> **Problem to work on**: Show every line containing "this" by copying it.

> **Input rows**:

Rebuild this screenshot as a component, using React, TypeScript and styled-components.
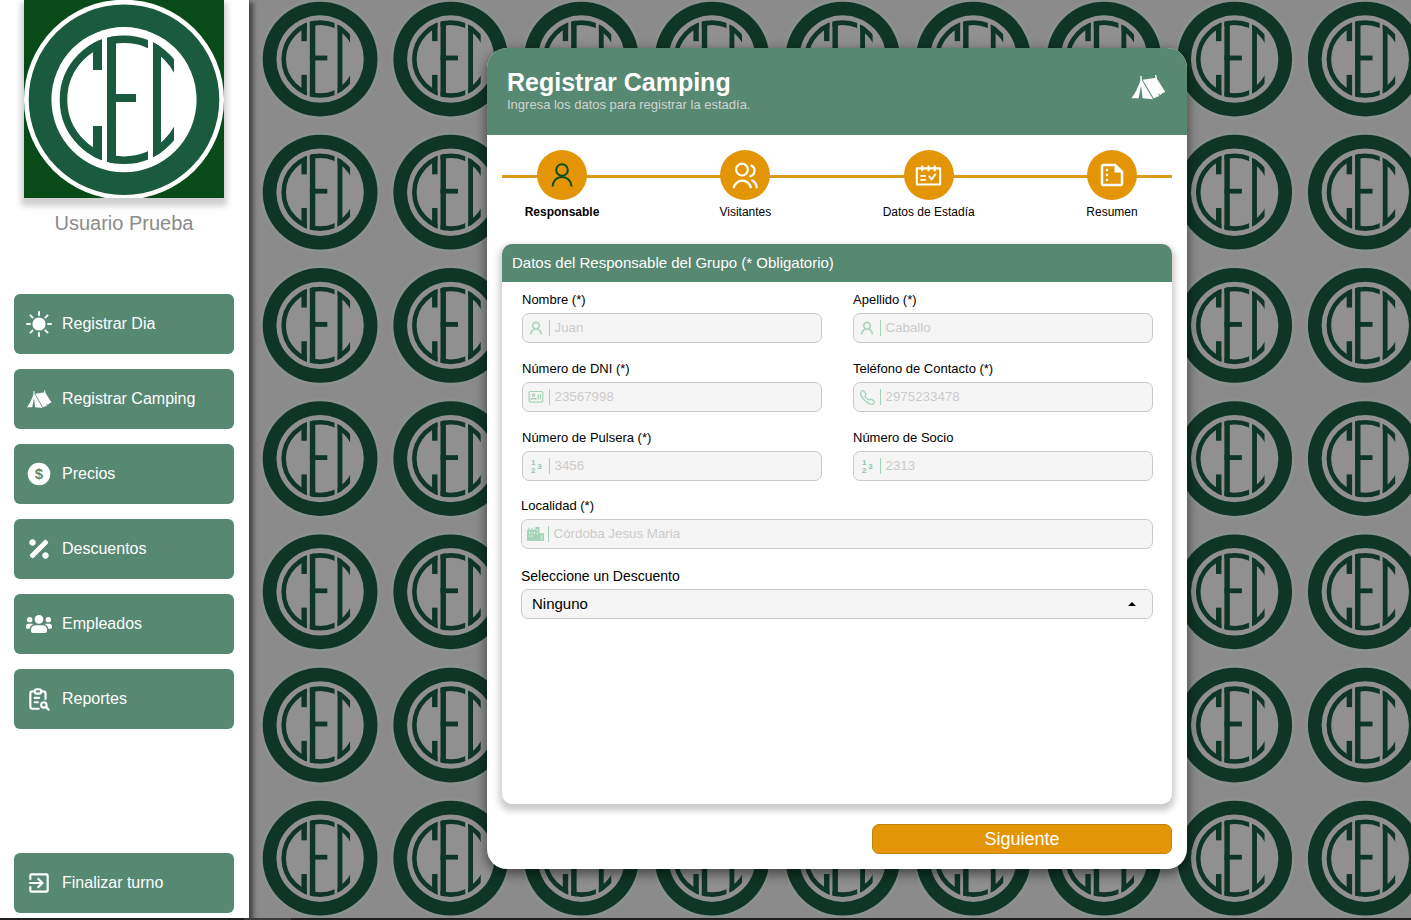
import React from "react";
import styled, { createGlobalStyle, css } from "styled-components";
import { AiOutlineSchedule, AiOutlineUser } from "react-icons/ai";
import { FaPercentage } from "react-icons/fa";
import { TbReportSearch } from "react-icons/tb";
import { MdExitToApp, MdOutlineSummarize } from "react-icons/md";
import { BsTelephone } from "react-icons/bs";

const green = "#578872";
const orange = "#e39506";

const GlobalStyle = createGlobalStyle`
  * { box-sizing: border-box; }
  body {
    margin: 0;
    overflow: hidden;
    background: #1f1f20;
    font-family: "Liberation Sans", Arial, sans-serif;
  }
`;

const Page = styled.div`
  display: flex;
  width: 1411px;
  height: 918px;
  position: relative;
  overflow: hidden;
  background: #8b8b8b;
`;

const BottomEdge = styled.div`
  height: 2px;
  background: linear-gradient(#3b3b3c, #3b3b3c) 244px 0 / 47px 2px no-repeat #1f1f20;
`;

const Backdrop = styled.svg`
  position: absolute;
  inset: 0;
  width: 100%;
  height: 100%;
`;

const Sidebar = styled.aside`
  position: relative;
  width: 249px;
  height: 100%;
  flex: none;
  display: flex;
  flex-direction: column;
  align-items: center;
  padding-bottom: 5px;
  background: #fff;
  box-shadow: 3px 3px 5px 1px rgba(0, 0, 0, 0.55);
`;

const LogoFrame = styled.div`
  width: 200px;
  height: 198px;
  margin-right: 1px;
  background: #084b18;
  box-shadow: 0 5px 6px 3px rgba(0, 0, 0, 0.19);
  svg { display: block; }
`;

const UserName = styled.div`
  margin: 14px 1px 0 0;
  height: 82px;
  font-size: 20px;
  line-height: 23px;
  color: #8b8b8b;
`;

const Menu = styled.nav`
  display: flex;
  flex-direction: column;
  gap: 15px;
  margin-right: 1px;
  flex: 1;
`;

const MenuButton = styled.button<{ $last?: boolean }>`
  display: flex;
  align-items: center;
  gap: 10px;
  width: 220px;
  height: 60px;
  padding: 0 12px;
  border: 0;
  border-radius: 6px;
  background: ${green};
  color: #fff;
  font: 16px/18px "Liberation Sans", Arial, sans-serif;
  text-align: left;
  margin-top: ${(p) => (p.$last ? "auto" : "0")};
  svg { width: 26px; height: 26px; flex: none; }
`;

const Main = styled.main`
  position: relative;
  flex: 1;
  display: flex;
  justify-content: center;
  align-items: flex-start;
  padding: 48px 0 0 14px;
`;

const Panel = styled.section`
  width: 700px;
  height: 821px;
  border-radius: 20px;
  background: #fff;
  box-shadow: 0 4px 12px 1px rgba(0, 0, 0, 0.5);
`;

const PanelHeader = styled.header`
  display: flex;
  justify-content: space-between;
  height: 87px;
  padding: 20px 20px 0;
  border-radius: 20px 20px 0 0;
  background: ${green};
  color: #fff;
  svg { width: 36px; height: 28px; margin: 5px 1px 0 0; }
`;

const Title = styled.h1`
  margin: 0;
  font-size: 25px;
  line-height: 29px;
`;

const Subtitle = styled.p`
  margin: 0;
  font-size: 13px;
  line-height: 15px;
  color: #d0d3d1;
`;

const Steps = styled.ol`
  list-style: none;
  margin: 15px 15px 0;
  padding: 0;
  height: 94px;
  display: flex;
  justify-content: space-between;
  background: linear-gradient(#dc991c, #dc991c) 0 25px / 100% 3px no-repeat;
`;

const Step = styled.li<{ $active?: boolean }>`
  display: flex;
  flex-direction: column;
  align-items: center;
  gap: 5px;
  width: 120px;
  font-size: 12px;
  line-height: 14px;
  font-weight: ${(p) => (p.$active ? 700 : 400)};
  color: #000;
`;

const StepDot = styled.span<{ $active?: boolean }>`
  display: flex;
  align-items: center;
  justify-content: center;
  width: 50px;
  height: 50px;
  border-radius: 50%;
  background: ${orange};
  color: ${(p) => (p.$active ? "#084b18" : "#fff")};
`;

const Card = styled.section`
  height: 560px;
  margin: 0 15px;
  border-radius: 10px;
  background: #fff;
  box-shadow: 0 4px 6px 3px rgba(0, 0, 0, 0.2);
`;

const CardHeader = styled.h2`
  margin: 0;
  height: 38px;
  padding: 0 10px;
  border-radius: 10px 10px 0 0;
  background: ${green};
  color: #fff;
  font-size: 15px;
  font-weight: 400;
  line-height: 38px;
`;

const FieldGrid = styled.div`
  display: grid;
  grid-template-columns: 300px 300px;
  column-gap: 31px;
  row-gap: 18px;
  padding: 10px 20px 0;
`;

const WideField = styled.div<{ $top: number }>`
  padding: ${(p) => p.$top}px 19px 0;
`;

const Label = styled.label<{ $large?: boolean }>`
  display: block;
  height: 21px;
  font-size: ${(p) => (p.$large ? 14 : 13)}px;
  line-height: 16px;
  color: #000;
`;

const box = css`
  display: flex;
  align-items: center;
  height: 30px;
  border: 1px solid #c9c9c9;
  border-radius: 7px;
  background: #f5f5f5;
`;

const InputBox = styled.div`
  ${box}
  padding-left: 4px;
`;

const IconSlot = styled.span`
  display: flex;
  align-items: center;
  justify-content: center;
  width: 18px;
  height: 18px;
  color: #a5d3b8;
`;

const Divider = styled.span`
  width: 1px;
  height: 16px;
  margin: 0 4px;
  background: #a5d3b8;
`;

const Placeholder = styled.span`
  font-size: 13.333px;
  line-height: 15px;
  margin-top: -2px;
  padding-left: 0.5px;
  color: #cbcbcb;
`;

const SelectBox = styled.div`
  ${box}
  justify-content: space-between;
  padding: 0 16px 1px 10px;
  font-size: 15px;
  color: #000;
`;

const Actions = styled.div`
  display: flex;
  justify-content: flex-end;
  padding: 20px 15px 0;
`;

const NextButton = styled.button`
  width: 300px;
  height: 30px;
  padding: 0;
  border: 1px solid #c28212;
  border-radius: 7px;
  background: ${orange};
  color: #fff;
  font: 18px/26px "Liberation Sans", Arial, sans-serif;
`;

const Glyph = styled.text<{ $size: number }>`
  font: 700 ${(p) => p.$size}px "Liberation Sans", Arial, sans-serif;
  text-anchor: middle;
`;

function SunIcon() {
  return (
    <svg viewBox="0 0 26 26">
      <circle cx="13" cy="13" r="6.6" fill="currentColor" />
      <g stroke="currentColor" strokeWidth="1.9">
        {[0, 45, 90, 135, 180, 225, 270, 315].map((a) => (
          <path key={a} d="M13 .2v4.5" transform={`rotate(${a} 13 13)`} />
        ))}
      </g>
    </svg>
  );
}

function TentIcon() {
  return (
    <svg viewBox="0 0 108 84" fill="currentColor">
      <path d="M31 9h4v12h-4zM75 6h4l2 12h-4z" />
      <path d="M33 17 C26 40 16 60 4 76h22l7-38 5 38 31 3z" />
      <path d="M38 20 79 14 106 57l-8 3-7 6-7-6 4 9-17 7z" />
    </svg>
  );
}

function DollarIcon() {
  return (
    <svg viewBox="0 0 26 26">
      <circle cx="13" cy="13" r="11.3" fill="currentColor" />
      <Glyph $size={15} x="13" y="18.1" fill={green}>$</Glyph>
    </svg>
  );
}

function TeamIcon() {
  const side = "M8 28h10c3 0 3 2 1 3c-5 3-7 7-8 12H4c-3 0-4-1-4-4v-3c0-5 3-8 8-8z";
  return (
    <svg viewBox="0 -10 78 78" fill="currentColor">
      <circle cx="39" cy="15" r="13" />
      <circle cx="11" cy="16" r="8" />
      <circle cx="67" cy="16" r="8" />
      <path d={side} />
      <path d={side} transform="matrix(-1 0 0 1 78 0)" />
      <path d="M29 33h20c9 0 14 6 14 13v4c0 4-2 6-6 6H21c-4 0-6-2-6-6v-4c0-7 5-13 14-13z" />
    </svg>
  );
}

function PersonIcon() {
  return (
    <svg width="22" height="24" viewBox="0 0 22 24" fill="none" stroke="currentColor" strokeWidth="2">
      <circle cx="11" cy="7" r="5.8" />
      <path d="M1.5 23.5a9.5 9.5 0 0 1 19 0" />
    </svg>
  );
}

function PeopleIcon() {
  return (
    <svg width="26" height="27" viewBox="0 0 26 27" fill="none" stroke="currentColor" strokeWidth="2.2">
      <circle cx="10" cy="7.6" r="5.9" />
      <path d="M1.6 26.2a8.8 8.8 0 0 1 17.4 0M18.6 3.4a5.6 5.6 0 0 1-1.2 10.9M19.4 18a9 9 0 0 1 5.3 8.2" />
    </svg>
  );
}

function NumbersIcon() {
  return (
    <svg width="18" height="18" viewBox="0 0 18 18" fill="#93c8aa">
      <Glyph $size={8} x="6.2" y="8.2">1</Glyph>
      <Glyph $size={8} x="6.2" y="15.6">2</Glyph>
      <Glyph $size={8} x="12.4" y="12">3</Glyph>
    </svg>
  );
}

function IdCardIcon() {
  return (
    <svg width="16" height="14" viewBox="0 0 16 14" fill="none" stroke="currentColor" strokeWidth="1.2">
      <rect x="1.2" y="1.5" width="13.6" height="10.6" rx="1" />
      <circle cx="5.5" cy="5" r="1.2" />
      <path d="M3.2 10V8.7h4.6V10M10.2 4.2v5.4M12.4 4.2v5.4" />
    </svg>
  );
}

function CityIcon() {
  return (
    <svg width="17" height="14" viewBox="0 0 49 40" fill="currentColor">
      <path d="M4 2h3v6h6V2h3v6h8V0h12v18h11q2 0 2 2v18q0 2-2 2H2q-2 0-2-2V10q0-2 2-2h2z" />
      <path d="M6 14h3v5H6zM13 14h3v5h-3zM20 14h3v5h-3zM6 24h3v4H6zM13 24h3v4h-3zM28 6h3v5h-3zM28 16h3v5h-3zM40 24h4v4h-4zM40 31h4v4h-4z" fill="#f5f5f5" />
    </svg>
  );
}

/* Club crest: an outer ring and a monogram built from ring segments and bars. */
function Crest({ id, ink, paper, rim }: { id: string; ink: string; paper: string; rim: string }) {
  return (
    <g>
      <defs>
        <clipPath id={`${id}-disc`}><circle cx="100" cy="99.7" r="64.3" /></clipPath>
        <clipPath id={`${id}-cols`}>
          <rect x="30" y="30" width="48" height="140" />
          <rect x="83" y="30" width="41" height="140" />
          <rect x="129" y="30" width="21" height="140" />
        </clipPath>
      </defs>
      <circle cx="100" cy="99.7" r="100" fill={rim} />
      <circle cx="100" cy="99.7" r="95.3" fill={ink} />
      <circle cx="100" cy="99.7" r="72.6" fill={paper} />
      <circle cx="100" cy="99.7" r="60.5" fill="none" stroke={ink} strokeWidth="7.6" clipPath={`url(#${id}-cols)`} />
      <g fill={ink} clipPath={`url(#${id}-disc)`}>
        <rect x="69" y="30" width="9" height="40" />
        <rect x="69" y="126" width="9" height="44" />
        <rect x="83" y="30" width="9" height="140" />
        <rect x="83" y="94" width="29" height="8" />
        <rect x="129" y="30" width="8" height="140" />
      </g>
    </g>
  );
}

function CrestPattern() {
  const cells: React.ReactNode[] = [];
  for (let row = 0; row < 7; row++) {
    for (let col = 0; col < 9; col++) {
      cells.push(
        <use
          key={`${row}-${col}`}
          href="#tile-crest"
          transform={`translate(${259.9 + col * 130.65} ${-1 + row * 133.2}) scale(0.602)`}
        />
      );
    }
  }
  return (
    <Backdrop aria-hidden>
      <defs>
        <g id="tile-crest">
          <Crest id="tile" ink="#0f3526" paper="#909090" rim="#8b918e" />
        </g>
      </defs>
      {cells}
    </Backdrop>
  );
}

const MenuText = styled.span`
  margin-bottom: 1px;
`;

const menu = [
  { text: "Registrar Dia", icon: <SunIcon /> },
  { text: "Registrar Camping", icon: <TentIcon /> },
  { text: "Precios", icon: <DollarIcon /> },
  { text: "Descuentos", icon: <FaPercentage /> },
  { text: "Empleados", icon: <TeamIcon /> },
  { text: "Reportes", icon: <TbReportSearch /> },
];

const steps = [
  { text: "Responsable", icon: <PersonIcon />, active: true },
  { text: "Visitantes", icon: <PeopleIcon /> },
  { text: "Datos de Estadía", icon: <AiOutlineSchedule size={29} /> },
  { text: "Resumen", icon: <MdOutlineSummarize size={30} /> },
];

const userIcon = <AiOutlineUser size={16} stroke="currentColor" strokeWidth={20} />;

const fields = [
  { label: "Nombre (*)", hint: "Juan", icon: userIcon },
  { label: "Apellido (*)", hint: "Caballo", icon: userIcon },
  { label: "Número de DNI (*)", hint: "23567998", icon: <IdCardIcon /> },
  { label: "Teléfono de Contacto (*)", hint: "2975233478", icon: <BsTelephone size={15} stroke="currentColor" strokeWidth={0.4} /> },
  { label: "Número de Pulsera (*)", hint: "3456", icon: <NumbersIcon /> },
  { label: "Número de Socio", hint: "2313", icon: <NumbersIcon /> },
];

function Field({ label, hint, icon }: { label: string; hint: string; icon: React.ReactNode }) {
  return (
    <div>
      <Label>{label}</Label>
      <InputBox>
        <IconSlot>{icon}</IconSlot>
        <Divider />
        <Placeholder>{hint}</Placeholder>
      </InputBox>
    </div>
  );
}

export default function App() {
  return (
    <>
      <GlobalStyle />
      <Page>
        <CrestPattern />
        <Sidebar>
          <LogoFrame>
            <svg width="200" height="198" viewBox="0 0 200 198">
              <Crest id="logo" ink="#1a5a3e" paper="#fff" rim="#fff" />
            </svg>
          </LogoFrame>
          <UserName>Usuario Prueba</UserName>
          <Menu>
            {menu.map((m) => (
              <MenuButton key={m.text}>{m.icon}<MenuText>{m.text}</MenuText></MenuButton>
            ))}
            <MenuButton $last><MdExitToApp /><MenuText>Finalizar turno</MenuText></MenuButton>
          </Menu>
        </Sidebar>
        <Main>
          <Panel>
            <PanelHeader>
              <div>
                <Title>Registrar Camping</Title>
                <Subtitle>Ingresa los datos para registrar la estadía.</Subtitle>
              </div>
              <TentIcon />
            </PanelHeader>
            <Steps>
              {steps.map((s) => (
                <Step key={s.text} $active={s.active}>
                  <StepDot $active={s.active}>{s.icon}</StepDot>
                  {s.text}
                </Step>
              ))}
            </Steps>
            <Card>
              <CardHeader>Datos del Responsable del Grupo (* Obligatorio)</CardHeader>
              <FieldGrid>
                {fields.map((f) => <Field key={f.label} {...f} />)}
              </FieldGrid>
              <WideField $top={17}>
                <Field label="Localidad (*)" hint="Córdoba Jesus Maria" icon={<CityIcon />} />
              </WideField>
              <WideField $top={19}>
                <Label $large>Seleccione un Descuento</Label>
                <SelectBox>
                  Ninguno
                  <svg width="8" height="4" viewBox="0 0 8 4"><path d="M0 4 4 0 8 4Z" /></svg>
                </SelectBox>
              </WideField>
            </Card>
            <Actions><NextButton>Siguiente</NextButton></Actions>
          </Panel>
        </Main>
      </Page>
      <BottomEdge />
    </>
  );
}
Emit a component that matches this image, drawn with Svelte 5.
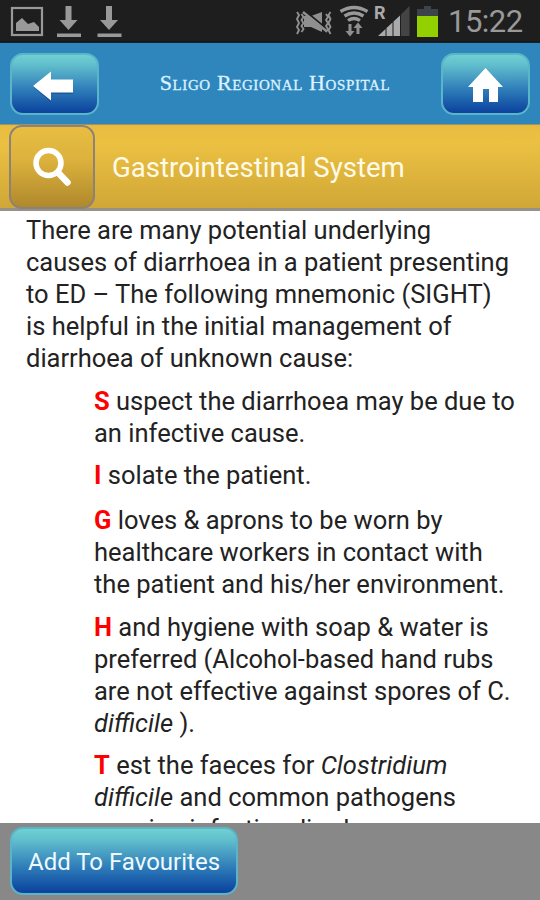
<script>
  const title = "Gastrointestinal System";

  const intro = [
    "There are many potential underlying",
    "causes of diarrhoea in a patient presenting",
    "to ED – The following mnemonic (SIGHT)",
    "is helpful in the initial management of",
    "diarrhoea of unknown cause:",
  ];

  // each line is a list of parts, "em" marks the italic ones
  const steps = [
    {
      letter: "S",
      lines: [
        [{ text: "uspect the diarrhoea may be due to" }],
        [{ text: "an infective cause." }],
      ],
    },
    { letter: "I", lines: [[{ text: "solate the patient." }]] },
    {
      letter: "G",
      lines: [
        [{ text: "loves & aprons to be worn by" }],
        [{ text: "healthcare workers in contact with" }],
        [{ text: "the patient and his/her environment." }],
      ],
    },
    {
      letter: "H",
      lines: [
        [{ text: "and hygiene with soap & water is" }],
        [{ text: "preferred (Alcohol-based hand rubs" }],
        [{ text: "are not effective against spores of C." }],
        [{ text: "difficile", em: true }, { text: " )." }],
      ],
    },
    {
      letter: "T",
      lines: [
        [{ text: "est the faeces for " }, { text: "Clostridium", em: true }],
        [{ text: "difficile", em: true }, { text: " and common pathogens" }],
        [{ text: "causing infective diarrhoea." }],
      ],
    },
  ];
</script>

<div class="screen">
  <div class="status-bar">
    <svg width="130" height="42" viewBox="0 0 130 42" fill="#999">
      <rect x="12" y="8" width="30" height="27" fill="none" stroke="#999" stroke-width="2.2" />
      <path d="M16 31v-8l6-5 6 6 6-2 5 5v4z" />
      <path d="M65.500 6h6v14h6l-9 10-9-10h6zM57 33.500h24v3.500H57z" />
      <path d="M106 6h6v14h6l-9 10-9-10h6zM97.500 33.500h24v3.500h-24z" />
    </svg>
    <svg width="144" height="42" viewBox="295 0 144 42" fill="#8f8f8f">
      <path d="M304 16h7l11-4v20l-11-5h-7z" />
      <path d="M305 11l22 18" stroke="#1d1d1d" stroke-width="2" />
      <path d="M303 12l24 19.500" stroke="#8f8f8f" stroke-width="2.500" />
      <g fill="none" stroke="#8f8f8f" stroke-width="1.900">
        <path d="M297 12l2 3-2 4 2 4-2 4 2 3-2 4M301.500 14l2 3-2 3 2 3-2 3 2 3-2 3M326 14l2 3-2 3 2 3-2 3 2 3-2 3M330.500 12l-2 3 2 4-2 4 2 4-2 3 2 4" />
      </g>
      <g fill="none" stroke="#999" stroke-width="3.300">
        <path d="M340.500 11.500q13.500-8 27 0M344.500 16q9.500-6 19 0M348 20.500q6-4 12 0" />
      </g>
      <path d="M348.500 24h3v7h3l-4.500 5.500-4.500-5.500h3zM356.500 34v-6h-3l4.500-5.500 4.500 5.500h-3v6z" />
      <text class="roaming" x="374" y="19">R</text>
      <path d="M378 36l7.500-7v7zM386.500 28l6-5.500V36h-6zM393.500 21.500l6.500-6V36h-6.500z" fill="#aaa" />
      <path d="M401 14.500l8.500-8.500V36H401z" fill="#444" />
      <path d="M417 9h7V6h7v3h7v8h-21z" fill="#3c434b" />
      <path d="M417 16h21v21h-21z" fill="#92d000" />
    </svg>
    <span class="clock">15:22</span>
  </div>

  <header class="header">
    <button class="glossy" aria-label="Back">
      <svg width="88" height="62" viewBox="0 0 88 62">
        <path d="M23 34l18-15v8h22v14H41v8z" fill="#123d7b" opacity=".5" />
        <path d="M23 33l18-14.500v8h22v13H41v8z" fill="#fff" />
      </svg>
    </button>
    <h1 class="hospital">Sligo Regional Hospital</h1>
    <button class="glossy" aria-label="Home">
      <svg width="88" height="62" viewBox="0 0 88 62">
        <path d="M27 34l17.500-19L62 34h-5v15H48V36h-6v13H32V34z" fill="#fff" />
      </svg>
    </button>
  </header>

  <div class="title-bar">
    <button class="search" aria-label="Search">
      <svg width="82" height="81" viewBox="0 0 82 81" fill="none" stroke="#fff">
        <circle cx="37.500" cy="36" r="12.500" stroke-width="5.500" />
        <path d="M47 45.500l9.500 10" stroke-width="6.500" stroke-linecap="round" />
      </svg>
    </button>
    <h2>{title}</h2>
  </div>

  <main class="content">
    <p>
      {#each intro as line}
        <span class="line">{line}</span>
      {/each}
    </p>
    <div class="steps">
      {#each steps as step}
        <p>
          {#each step.lines as line, i}
            <span class="line">{#if i === 0}<b>{step.letter}</b>{" "}{/if}{#each line as part}{#if part.em}<em>{part.text}</em>{:else}{part.text}{/if}{/each}</span>
          {/each}
        </p>
      {/each}
    </div>
  </main>

  <footer class="footer">
    <button class="glossy favourite">Add To Favourites</button>
  </footer>
</div>

<style>
  :global(body) {
    margin: 0;
    background: #fff;
  }

  .screen {
    display: flex;
    flex-direction: column;
    width: 540px;
    height: 900px;
    overflow: hidden;
    background: #fff;
    font-family: Roboto, "Noto Sans", sans-serif;
  }

  svg {
    display: block;
  }

  button {
    padding: 0;
    font-family: inherit;
  }

  .status-bar {
    display: flex;
    flex: none;
    height: 43px;
    background: linear-gradient(#1e1e1e 41px, #111 42px, #193550);
  }

  .status-bar svg:nth-child(2) {
    margin-left: 165px;
  }

  .roaming {
    font-size: 18px;
    font-weight: 700;
    fill: #aaa;
  }

  .clock {
    margin-left: 9px;
    color: #999;
    font-size: 31px;
    line-height: 43px;
    letter-spacing: -0.5px;
  }

  .header {
    display: flex;
    flex: none;
    align-items: flex-start;
    justify-content: space-between;
    box-sizing: border-box;
    height: 81px;
    padding: 10px 10px 0;
    background: #2f86bd;
  }

  .glossy {
    box-sizing: border-box;
    width: 89px;
    height: 62px;
    border: 2px solid #5bb5c8;
    border-radius: 13px;
    background: linear-gradient(#70d4d2 0%, #62c0cd 18%, #2b78b7 62%, #0c449f 95%, #164f95 100%);
    background-origin: border-box;
    overflow: hidden;
  }

  .glossy svg {
    margin: -2px;
  }

  .hospital {
    margin: 18px 0 0 10px;
    color: #dcf2ff;
    font-family: "Liberation Serif", serif;
    font-size: 22px;
    font-weight: 400;
    font-variant: small-caps;
    line-height: 24px;
    letter-spacing: 0.6px;
    white-space: nowrap;
    -webkit-text-stroke: 0.3px #dcf2ff;
  }

  .title-bar {
    display: flex;
    flex: none;
    box-sizing: border-box;
    height: 87px;
    padding-left: 9px;
    border-top: 1px solid #9a9464;
    border-bottom: 3px solid #96928a;
    background: linear-gradient(#e6bb40, #ecc142 20%, #d0a737);
  }

  .search {
    box-sizing: border-box;
    width: 86px;
    height: 84px;
    border: 2px solid #8c8278;
    border-radius: 13px;
    background: linear-gradient(#e8bd41, #ddb23d 40%, #af892c);
  }

  h2 {
    margin: 0 0 0 17px;
    color: #fffbe8;
    font-size: 27.6px;
    font-weight: 400;
    line-height: 86px;
    white-space: nowrap;
  }

  .content {
    flex: 1;
    min-height: 0;
    padding: 3px 0 0 26px;
    overflow: hidden;
    color: #222;
    font-size: 25.5px;
    line-height: 32px;
  }

  .content p {
    margin: 0 0 11px;
  }

  .line {
    display: block;
    white-space: nowrap;
  }

  .steps {
    padding-left: 68px;
  }

  .steps p:nth-child(1),
  .steps p:nth-child(4) {
    margin-bottom: 10px;
  }

  .steps p:nth-child(2) {
    margin-bottom: 13px;
  }

  b {
    color: #f00;
  }

  .footer {
    flex: none;
    box-sizing: border-box;
    height: 77px;
    padding: 4px 0 0 10px;
    background: #888;
  }

  .favourite {
    width: 228px;
    height: 68px;
    color: #eefaff;
    font-size: 24px;
    line-height: 66px;
  }
</style>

> **Task response**:
Rebuild this screenshot as a component, using React, TypeScript and styled-components.
Emit a component that matches this image, drawn with Svelte 5.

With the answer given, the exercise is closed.